By Sept. 30, the unit was lo­cated in shell holes along the Douai-cam­brai road, pre­par­ing for an at­tack sched­uled for the fol­low­ing day. The 3rd Bri­gade’s ob­jec­tive was a clus­ter of vil­lages be­yond the road. The 13th Bat­tal­ion re­ceived or­ders to at­tack San­court and move on to Blé­court. Once se­cured, the 14th and 16th Bat­tal­ions were to ad­vance, the 14th veer­ing to the left to­ward Bant­ingy while the 16th ad­vanced on Cuvillers.

At “Zero Hour” — 5 a.m., Oct. 1 — the 13th ad­vanced to­ward its ob­jec­tive, with the 14th and 16th fol­low­ing in its wake. The two units passed through the 13th’s line at Blé­court and con­tin­ued the ad­vance through Cuvillers and Bantigny re­spec­tively. The sol­diers soon found them­selves be­yond the Cana­dian Corps’ line, their flanks ex­posed on both sides. To make mat­ters worse, the bat­tal­ions lost con­tact with one other.

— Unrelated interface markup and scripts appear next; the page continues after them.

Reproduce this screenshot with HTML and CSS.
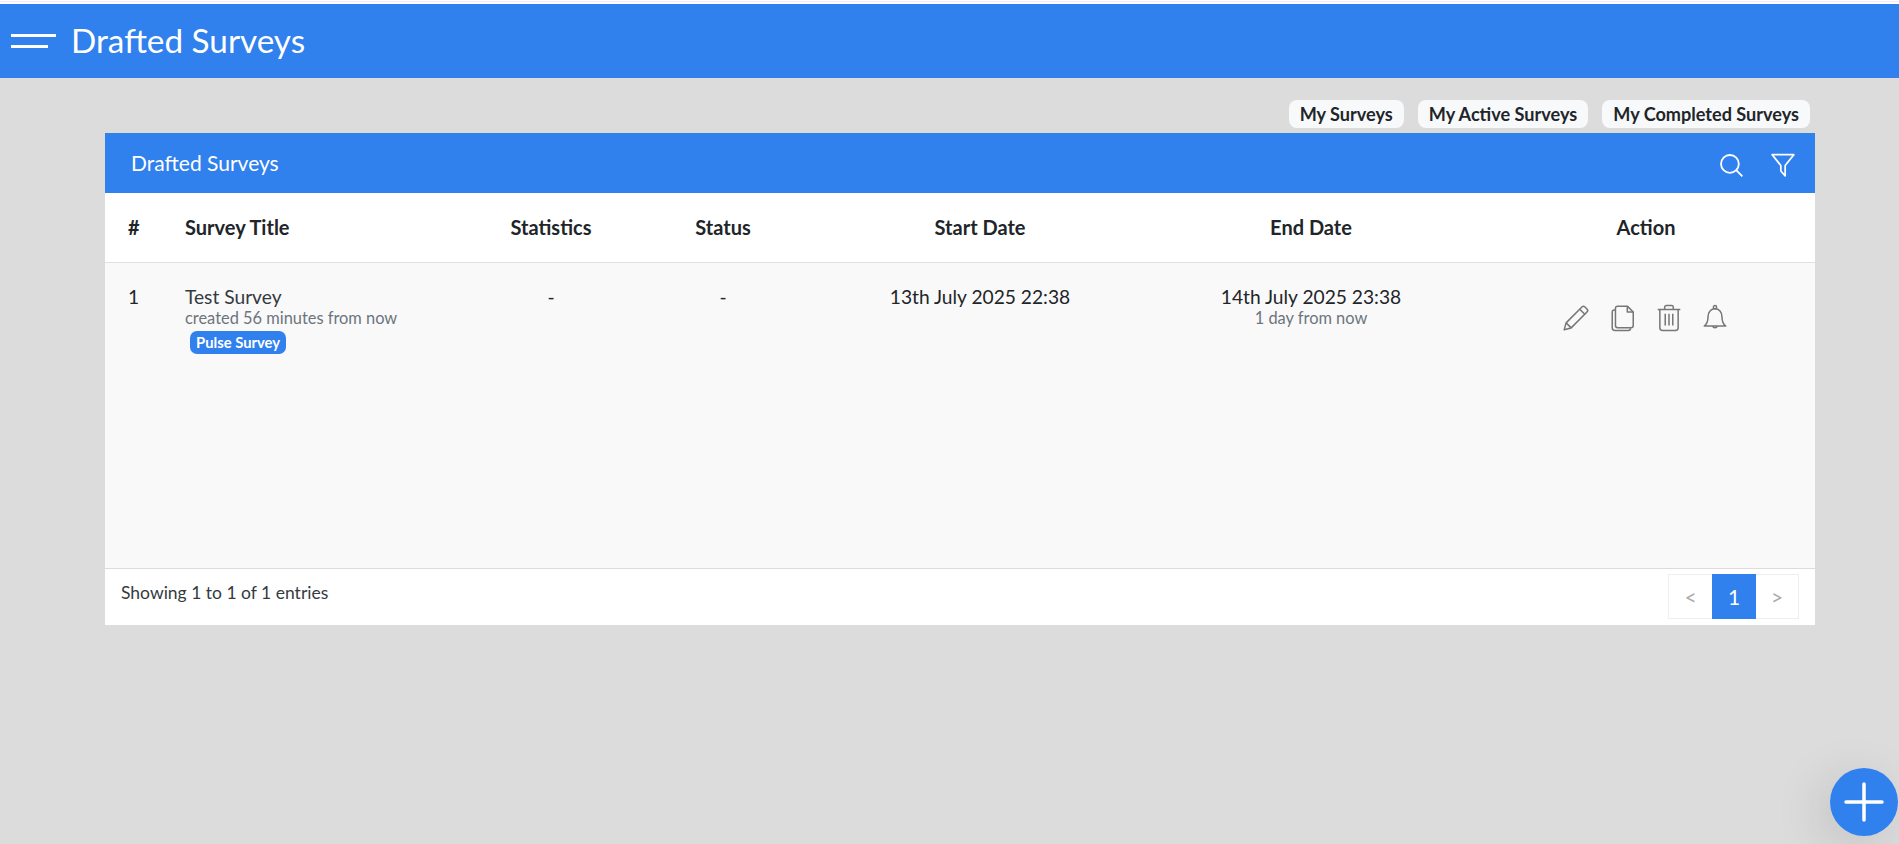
FILE: index.html
```html
<!DOCTYPE html>
<html lang="en">
<head>
  <meta charset="UTF-8" />
  <title>Drafted Surveys</title>
  <link rel="stylesheet" href="styles.css">
</head>
<body>
  <div class="top-strip"></div>
  <header class="app-bar">
    <div class="menu-icon"><span></span><span></span></div>
    <h1>Drafted Surveys</h1>
  </header>

  <main class="content">
    <div class="tabs">
      <a class="tab">My Surveys</a>
      <a class="tab">My Active Surveys</a>
      <a class="tab">My Completed Surveys</a>
    </div>

    <section class="card">
      <div class="card-head">
        <h2>Drafted Surveys</h2>
        <div class="card-tools">
          <svg width="26" height="26" viewBox="0 0 24 24" fill="none" stroke="#fff" stroke-width="1.7"><circle cx="11" cy="11" r="8.2"/><path d="M17 17l5.500 5.500"/></svg>
          <svg width="26" height="26" viewBox="0 0 24 24" fill="none" stroke="#fff" stroke-width="1.6" stroke-linejoin="round"><path d="M2 2.500h20l-8 10v9.500l-4-4.500v-5z"/></svg>
        </div>
      </div>

      <table class="survey-table">
        <colgroup>
          <col class="c-num"><col class="c-title"><col class="c-stats"><col class="c-status"><col class="c-start"><col class="c-end"><col class="c-action">
        </colgroup>
        <thead>
          <tr>
            <th class="left">#</th>
            <th class="left">Survey Title</th>
            <th>Statistics</th>
            <th>Status</th>
            <th>Start Date</th>
            <th>End Date</th>
            <th>Action</th>
          </tr>
        </thead>
        <tbody>
          <tr>
            <td class="left">1</td>
            <td class="left">
              <div class="title">Test Survey</div>
              <div class="sub">created 56 minutes from now</div>
              <span class="badge">Pulse Survey</span>
            </td>
            <td>-</td>
            <td>-</td>
            <td>13th July 2025 22:38</td>
            <td>
              <div>14th July 2025 23:38</div>
              <div class="sub">1 day from now</div>
            </td>
            <td>
              <div class="actions">
                <svg width="28" height="28" viewBox="0 0 26 26" fill="none" stroke="#777" stroke-width="1.4" stroke-linejoin="round"><path d="M2 24l1.800-6.500L18.500 2.800a2 2 0 0 1 2.800 0l1.900 1.900a2 2 0 0 1 0 2.800L8.500 22.200z"/><path d="M16.500 4.800l4.700 4.700M3.800 17.500l4.700 4.700"/></svg>
                <svg width="26" height="28" viewBox="0 0 24 26" fill="none" stroke="#777" stroke-width="1.4" stroke-linejoin="round"><path d="M7 2h9l5.500 5.500V20a2 2 0 0 1-2 2H7a2 2 0 0 1-2-2V4a2 2 0 0 1 2-2z"/><path d="M16 2v5.500h5.500"/><path d="M5 5.500H4a2 2 0 0 0-2 2V22a2.500 2.500 0 0 0 2.500 2.500H17a2 2 0 0 0 2-2"/></svg>
                <svg width="26" height="28" viewBox="0 0 24 26" fill="none" stroke="#777" stroke-width="1.4" stroke-linejoin="round"><path d="M1.500 5h21M8 5V3a1.500 1.500 0 0 1 1.500-1.500h5A1.500 1.500 0 0 1 16 3v2"/><path d="M3.500 5v17a2.500 2.500 0 0 0 2.500 2.500h12a2.500 2.500 0 0 0 2.500-2.500V5"/><path d="M8.500 9v11M12 9v11M15.500 9v11"/></svg>
                <svg width="26" height="28" viewBox="0 0 24 26" fill="none" stroke="#777" stroke-width="1.4" stroke-linejoin="round"><path d="M2 20.500c2.500-2 3.500-4 3.500-8.500 0-4.500 2.800-7.500 6.500-7.500s6.500 3 6.500 7.500c0 4.500 1 6.500 3.500 8.500z"/><circle cx="12" cy="3" r="1.500"/><path d="M9.800 20.500a2.300 2.300 0 0 0 4.400 0"/></svg>
              </div>
            </td>
          </tr>
        </tbody>
      </table>

      <div class="card-foot">
        <span class="entries">Showing 1 to 1 of 1 entries</span>
        <div class="pager">
          <a class="page-btn muted">&lt;</a>
          <a class="page-btn current">1</a>
          <a class="page-btn muted next">&gt;</a>
        </div>
      </div>
    </section>
  </main>

  <button class="fab">
    <svg width="40" height="40" viewBox="0 0 40 40" stroke="#fff" stroke-width="3.500" stroke-linecap="round"><path d="M20 2v36M2 20h36"/></svg>
  </button>
</body>
</html>
```

FILE: styles.css
```css
* {
  box-sizing: border-box;
}

html, body {
  height: 100%;
}

body {
  margin: 0;
  background-color: #dcdcdc;
  font-family: 'Lato', sans-serif;
  color: #212529;
  overflow: hidden;
}

.top-strip {
  height: 4px;
  background-color: #fff;
  border-top: 1px solid #fff;
  border-bottom: 1px solid #fff;
  box-shadow: inset 0 1px 0 #f3e9fb;
}

.app-bar {
  height: 74px;
  background-color: #3080ee;
  display: flex;
  align-items: center;
  color: #fff;
  padding-left: 11px;
}

.app-bar h1 {
  margin: -2px 0 0 15px;
  font-size: 33.300px;
  font-weight: 400;
}

.menu-icon {
  width: 45px;
}

.menu-icon span {
  display: block;
  height: 3px;
  background-color: #fff;
}

.menu-icon span + span {
  width: 37px;
  margin-top: 8px;
}

.content {
  padding: 22px 84px 0 105px;
}

.tabs {
  display: flex;
  justify-content: flex-end;
  gap: 14px;
  padding-right: 5px;
  margin-bottom: 5px;
}

.tab {
  height: 28px;
  line-height: 28px;
  padding: 0 11px;
  background-color: #f8f9fa;
  border-radius: 8px;
  font-size: 18.100px;
  font-weight: 700;
}

.card {
  background-color: #fff;
}

.card-head {
  height: 60px;
  background-color: #3080ee;
  color: #fff;
  display: flex;
  align-items: center;
  justify-content: space-between;
  padding: 0 19px 0 26px;
}

.card-head h2 {
  margin: -2px 0 0 0;
  font-size: 21px;
  font-weight: 400;
}

.card-tools {
  display: flex;
  gap: 26px;
  padding-top: 4px;
}

.survey-table {
  width: 100%;
  border-collapse: collapse;
  table-layout: fixed;
  font-size: 19.200px;
}

.c-num { width: 79px; }
.c-title { width: 287px; }
.c-stats { width: 160px; }
.c-status { width: 184px; }
.c-start { width: 330px; }
.c-end { width: 332px; }
.c-action { width: 338px; }

.survey-table th {
  height: 69px;
  font-size: 20px;
  font-weight: 700;
  text-align: center;
  border-bottom: 1px solid #dee2e6;
}

.survey-table td {
  height: 306px;
  padding-top: 23px;
  vertical-align: top;
  text-align: center;
  background-color: #f9f9f9;
  line-height: 22px;
  border-bottom: 1px solid #dcdcdc;
}

.survey-table .left {
  text-align: left;
}

.survey-table th:first-child,
.survey-table td:first-child {
  padding-left: 23px;
}

.title {
  color: #343a40;
}

.sub {
  font-size: 16.400px;
  line-height: 19px;
  color: #6c757d;
}

.badge {
  display: inline-block;
  margin: 4px 0 0 5px;
  padding: 0 6px;
  background-color: #3080ee;
  color: #fff;
  border-radius: 7px;
  font-size: 14.800px;
  font-weight: 700;
  line-height: 23px;
}

.actions {
  display: flex;
  justify-content: center;
  align-items: center;
  gap: 20px;
  margin: 18px 0 0 -3px;
}

.card-foot {
  height: 56px;
  display: flex;
  justify-content: space-between;
  align-items: flex-start;
  padding: 5px 16px 0 16px;
}

.entries {
  margin-top: 8px;
  font-size: 17.500px;
  color: #343a40;
}

.pager {
  display: flex;
  height: 45px;
  border: 1px solid #eee;
}

.page-btn {
  width: 43px;
  display: flex;
  align-items: center;
  justify-content: center;
  font-size: 21px;
}

.page-btn.next {
  width: 42px;
}

.page-btn.muted {
  color: #aaa;
}

.page-btn.current {
  width: 44px;
  margin: -1px 0;
  background-color: #3080ee;
  color: #fff;
}

.fab {
  position: fixed;
  right: 1px;
  bottom: 8px;
  width: 68px;
  height: 68px;
  border: 0;
  padding: 0;
  border-radius: 50%;
  background-color: #3080ee;
  box-shadow: -10px 10px 50px rgba(0, 0, 0, 0.12);
  display: flex;
  align-items: center;
  justify-content: center;
}
```
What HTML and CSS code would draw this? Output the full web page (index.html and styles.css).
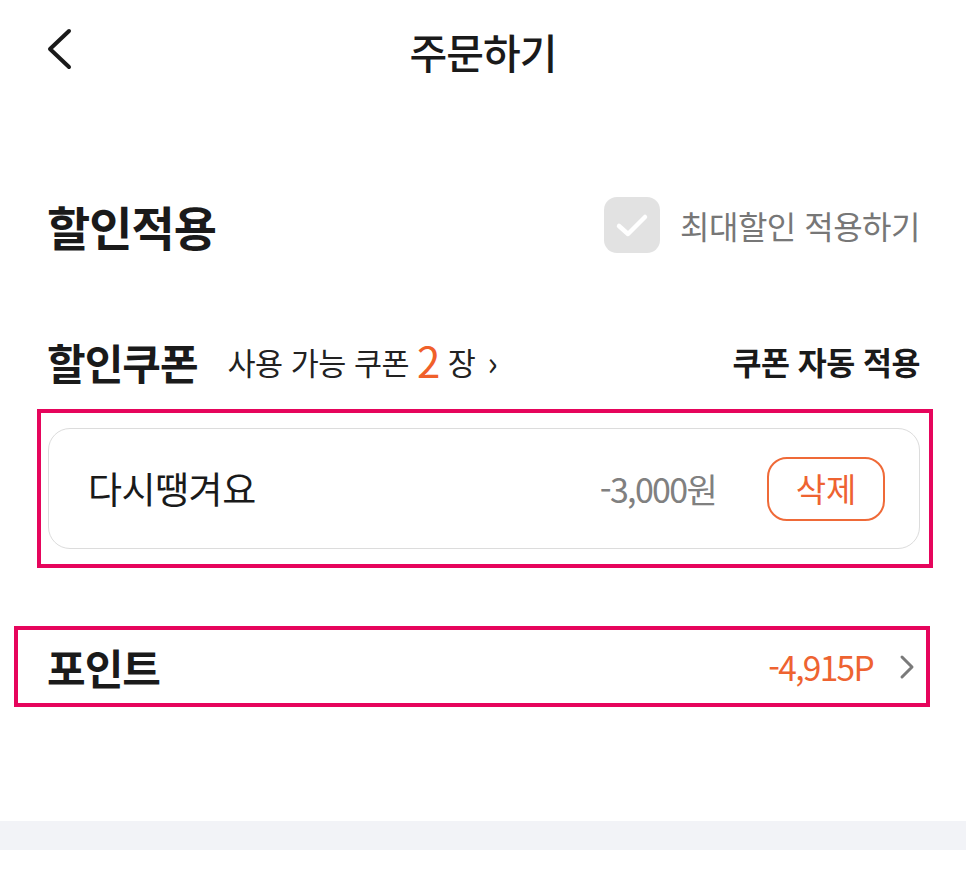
FILE: index.html
```html
<!DOCTYPE html>
<html lang="ko">
<head>
<meta charset="utf-8">
<title>주문하기</title>
<link rel="stylesheet" href="styles.css">
</head>
<body>
<div class="page">
  <header class="topbar">
    <svg class="back" width="28" height="42" viewBox="0 0 28 42"><path d="M24 3 L5 21 L24 39" fill="none" stroke="#1a1a1a" stroke-width="4" stroke-linecap="round" stroke-linejoin="round"/></svg>
    <h1 class="title">주문하기</h1>
  </header>

  <section class="discount-head">
    <h2 class="h-big">할인적용</h2>
    <label class="maxdc">
      <span class="chk"><svg width="56" height="56" viewBox="0 0 56 56"><path d="M15 29 L24 37 L41 20" fill="none" stroke="#fff" stroke-width="4.5" stroke-linecap="round" stroke-linejoin="round"/></svg></span>
      <span class="maxdc-text">최대할인 적용하기</span>
    </label>
  </section>

  <section class="coupon-head">
    <div class="coupon-left">
      <h3 class="h-mid">할인쿠폰</h3>
      <span class="avail">사용 가능 쿠폰 <b class="cnt">2</b> 장 <span class="gt">›</span></span>
    </div>
    <span class="auto">쿠폰 자동 적용</span>
  </section>

  <div class="mark mark-coupon">
    <div class="card">
      <span class="cname">다시땡겨요</span>
      <span class="camt">-3,000원</span>
      <button class="del">삭제</button>
    </div>
  </div>

  <div class="mark mark-point">
    <span class="h-mid">포인트</span>
    <span class="pright">
      <span class="pval">-4,915P</span>
      <svg width="16" height="26" viewBox="0 0 16 26"><path d="M3 3 L13 13 L3 23" fill="none" stroke="#7a7a7a" stroke-width="3" stroke-linecap="round" stroke-linejoin="round"/></svg>
    </span>
  </div>

  <div class="band"></div>
</div>
</body>
</html>
```

FILE: styles.css
```css
* { box-sizing: border-box; }
html, body { margin: 0; padding: 0; background: #fff; }
body {
  font-family: "Noto Sans CJK KR", "Noto Sans", sans-serif;
  color: #1a1a1a;
}
.page { width: 966px; }

.topbar {
  height: 100px;
  position: relative;
  display: flex;
  align-items: center;
  justify-content: center;
}
.back { position: absolute; left: 45px; top: 28px; }
.title {
  margin: 0;
  font-size: 41px;
  font-weight: 500;
  letter-spacing: -1px;
  line-height: 1;
  margin-top: 2px;
}

.discount-head {
  margin-top: 95px;
  height: 60px;
  padding: 0 46px 0 47px;
  display: flex;
  align-items: center;
  justify-content: space-between;
}
.h-big {
  margin: 0;
  font-size: 47px;
  font-weight: 700;
  letter-spacing: -1px;
  line-height: 1;
}
.maxdc { display: flex; align-items: center; gap: 20px; }
.chk {
  width: 56px; height: 56px;
  border-radius: 13px;
  background: #e2e2e2;
  display: block;
}
.chk svg { display: block; }
.maxdc-text {
  font-size: 32px;
  color: #777;
  letter-spacing: -0.5px;
  line-height: 1;
}

.coupon-head {
  margin-top: 82px;
  height: 50px;
  padding: 0 46px 0 47px;
  display: flex;
  align-items: center;
  justify-content: space-between;
}
.coupon-left { display: flex; align-items: center; gap: 30px; }
.h-mid {
  margin: 0;
  font-size: 42px;
  font-weight: 700;
  letter-spacing: -1px;
  line-height: 1;
}
.avail {
  font-size: 30.5px;
  color: #222;
  letter-spacing: -0.5px;
  line-height: 1;
  display: flex;
  align-items: center;
  gap: 8px;
}
.cnt {
  font-weight: 400;
  font-size: 42px;
  color: #f0602a;
  line-height: 1;
  margin-top: -4px;
}
.gt { font-size: 34px; margin-left: 4px; }
.auto {
  font-size: 31.5px;
  font-weight: 700;
  letter-spacing: -0.5px;
  line-height: 1;
}

.mark { border: 4px solid #e6055c; }
.mark-coupon {
  margin-top: 22px;
  margin-left: 37px;
  width: 896px;
  height: 159px;
  padding: 15px 9px 15px 7px;
}
.card {
  height: 121px;
  border: 1.5px solid #dcdcdc;
  border-radius: 22px;
  display: flex;
  align-items: center;
  padding: 0 34px 0 39px;
}
.cname {
  font-size: 37px;
  letter-spacing: -0.5px;
  line-height: 1;
  flex: 1;
}
.camt {
  font-size: 34px;
  color: #808080;
  letter-spacing: -1.7px;
  line-height: 1;
  margin-right: 51px;
}
.del {
  width: 118px; height: 64px;
  border: 2px solid #ef6a38;
  border-radius: 20px;
  background: #fff;
  color: #ee6331;
  font-family: inherit;
  font-size: 33px;
  line-height: 1;
  padding: 0;
}

.mark-point {
  margin-top: 58px;
  margin-left: 14px;
  width: 916px;
  height: 81px;
  padding: 0 11px 0 29px;
  display: flex;
  align-items: center;
  justify-content: space-between;
}
.pright { display: flex; align-items: center; gap: 26px; }
.pright svg { display: block; }
.pval {
  font-size: 33.5px;
  color: #ee6331;
  letter-spacing: -1.7px;
  line-height: 1;
}

.band {
  margin-top: 114px;
  height: 29px;
  background: #f2f3f7;
}
```
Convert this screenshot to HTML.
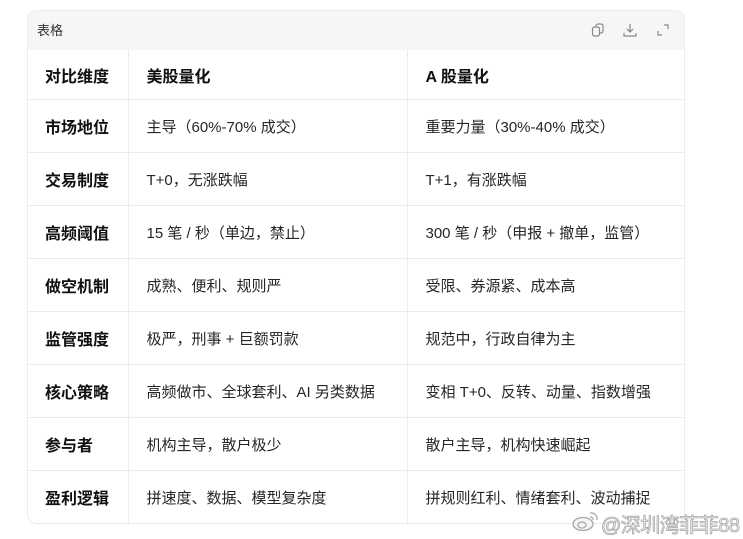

A sub­se­quent Ger­man coun­ter­at­tack at Bantigny suc­ceeded in pen­e­trat­ing be­hind the 16th’s lo­ca­tion, forc­ing both units to with­draw to the vil­lages they had cap­tured ear­lier in the day. The 16th’s war diary re­ported five Of­fi­cers and 19 “other ranks” (OR) killed in the day’s fight­ing, while eight Of­fi­cers and 200 OR were wounded. An­other four OR were wounded and miss­ing, while 99 OR were un­ac­counted for.

Pri­vate Rod­er­ick Alexan­der Chisholm was last seen alive at the 5 a.m. “kick off ” and was listed as “miss­ing in ac­tion” at day’s end. He may have been in­cluded in the 99 “miss­ing” OR. Be­fore month’s end, his re­mains were lo­cated and Rod­er­ick was of­fi­cially listed as “killed in ac­tion.” Ac­cord­ing to his “cir­cum­stances of ca­su­alty” card: “No de­tails [were] avail­able rel­a­tive to the de­tails of the ac­tual cir­cum­stances of his death.” Rod­er­ick was laid to rest in Cana­dian Ceme­tery, Til­loylez-cam­brai, France, hav­ing served in the for­ward area for less than two weeks.

Pri­vate Am­brose Chisholm of Hal­low­ell Grant Road, son of Colin R. and Marie Chisholm and a mem­ber of the 16th Bat­tal­ion, was also killed in ac­tion dur­ing the Oct. 1, 1918 at­tack. Am­brose was buried in Cana­dian Ceme­tery, near his Antigo­nish County com­rade.